• PROBLEM TO SOLVE: Check each line of the material below for "index", then copy the ones that contain it.

• SUPPLIED DATA:
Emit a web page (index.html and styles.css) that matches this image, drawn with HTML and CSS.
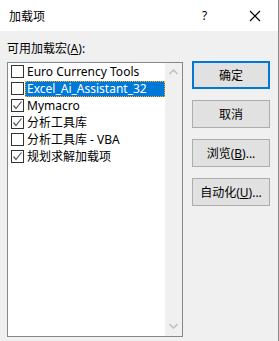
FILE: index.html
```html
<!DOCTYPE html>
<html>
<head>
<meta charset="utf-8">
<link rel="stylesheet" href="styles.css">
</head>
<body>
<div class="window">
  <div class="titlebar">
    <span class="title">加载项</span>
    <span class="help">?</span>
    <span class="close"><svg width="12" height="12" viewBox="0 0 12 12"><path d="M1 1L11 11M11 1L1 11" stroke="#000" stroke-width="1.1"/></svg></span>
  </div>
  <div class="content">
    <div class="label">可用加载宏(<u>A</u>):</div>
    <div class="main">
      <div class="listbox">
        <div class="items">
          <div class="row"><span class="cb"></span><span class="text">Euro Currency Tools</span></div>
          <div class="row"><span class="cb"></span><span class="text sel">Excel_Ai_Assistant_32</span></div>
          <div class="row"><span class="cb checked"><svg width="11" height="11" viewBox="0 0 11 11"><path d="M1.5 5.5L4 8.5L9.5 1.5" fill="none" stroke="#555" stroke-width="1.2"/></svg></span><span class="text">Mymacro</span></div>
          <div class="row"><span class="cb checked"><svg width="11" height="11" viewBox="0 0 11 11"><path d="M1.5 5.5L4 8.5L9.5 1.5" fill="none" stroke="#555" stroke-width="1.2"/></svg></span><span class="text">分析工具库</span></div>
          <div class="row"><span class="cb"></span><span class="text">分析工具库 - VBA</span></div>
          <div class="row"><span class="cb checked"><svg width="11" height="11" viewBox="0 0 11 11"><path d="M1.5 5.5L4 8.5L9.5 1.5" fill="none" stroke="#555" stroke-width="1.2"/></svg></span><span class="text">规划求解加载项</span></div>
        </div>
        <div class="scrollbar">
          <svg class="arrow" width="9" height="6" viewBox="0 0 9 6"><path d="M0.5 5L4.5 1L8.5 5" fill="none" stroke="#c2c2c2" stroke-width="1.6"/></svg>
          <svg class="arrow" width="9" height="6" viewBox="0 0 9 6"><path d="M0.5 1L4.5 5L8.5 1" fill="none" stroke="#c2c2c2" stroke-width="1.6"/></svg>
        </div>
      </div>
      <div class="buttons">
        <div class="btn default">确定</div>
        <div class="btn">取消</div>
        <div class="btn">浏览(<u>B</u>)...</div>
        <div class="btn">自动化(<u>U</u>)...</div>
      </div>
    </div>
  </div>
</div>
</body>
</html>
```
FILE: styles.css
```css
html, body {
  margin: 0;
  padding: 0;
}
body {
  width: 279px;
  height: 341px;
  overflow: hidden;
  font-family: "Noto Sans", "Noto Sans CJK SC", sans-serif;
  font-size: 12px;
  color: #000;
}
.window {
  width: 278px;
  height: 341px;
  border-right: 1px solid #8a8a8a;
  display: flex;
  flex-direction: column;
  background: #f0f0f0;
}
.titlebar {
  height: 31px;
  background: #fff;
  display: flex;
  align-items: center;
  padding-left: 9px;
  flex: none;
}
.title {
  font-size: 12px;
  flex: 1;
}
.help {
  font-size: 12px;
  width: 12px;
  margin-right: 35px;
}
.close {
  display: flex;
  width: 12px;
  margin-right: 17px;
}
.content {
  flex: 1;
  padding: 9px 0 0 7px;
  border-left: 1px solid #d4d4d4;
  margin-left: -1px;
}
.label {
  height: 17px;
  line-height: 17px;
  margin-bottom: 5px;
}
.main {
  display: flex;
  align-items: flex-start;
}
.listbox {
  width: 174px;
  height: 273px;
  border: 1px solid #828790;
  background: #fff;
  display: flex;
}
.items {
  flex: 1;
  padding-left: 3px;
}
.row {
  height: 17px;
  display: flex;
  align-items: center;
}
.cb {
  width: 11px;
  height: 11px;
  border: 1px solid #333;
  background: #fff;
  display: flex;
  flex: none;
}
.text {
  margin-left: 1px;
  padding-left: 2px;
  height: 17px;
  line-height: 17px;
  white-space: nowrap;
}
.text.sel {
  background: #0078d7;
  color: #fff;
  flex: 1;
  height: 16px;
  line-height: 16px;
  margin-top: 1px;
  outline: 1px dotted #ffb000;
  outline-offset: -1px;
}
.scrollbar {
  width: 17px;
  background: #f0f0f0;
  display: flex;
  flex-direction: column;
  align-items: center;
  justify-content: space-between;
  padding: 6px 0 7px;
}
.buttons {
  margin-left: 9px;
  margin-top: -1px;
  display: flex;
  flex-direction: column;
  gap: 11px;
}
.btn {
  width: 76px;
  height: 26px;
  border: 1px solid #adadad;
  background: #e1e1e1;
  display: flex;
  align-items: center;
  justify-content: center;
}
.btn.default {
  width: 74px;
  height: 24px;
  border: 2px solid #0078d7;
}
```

• SOLUTION TO THE EXERCISE:
Emit a web page (index.html and styles.css) that matches this image, drawn with HTML and CSS.
FILE: index.html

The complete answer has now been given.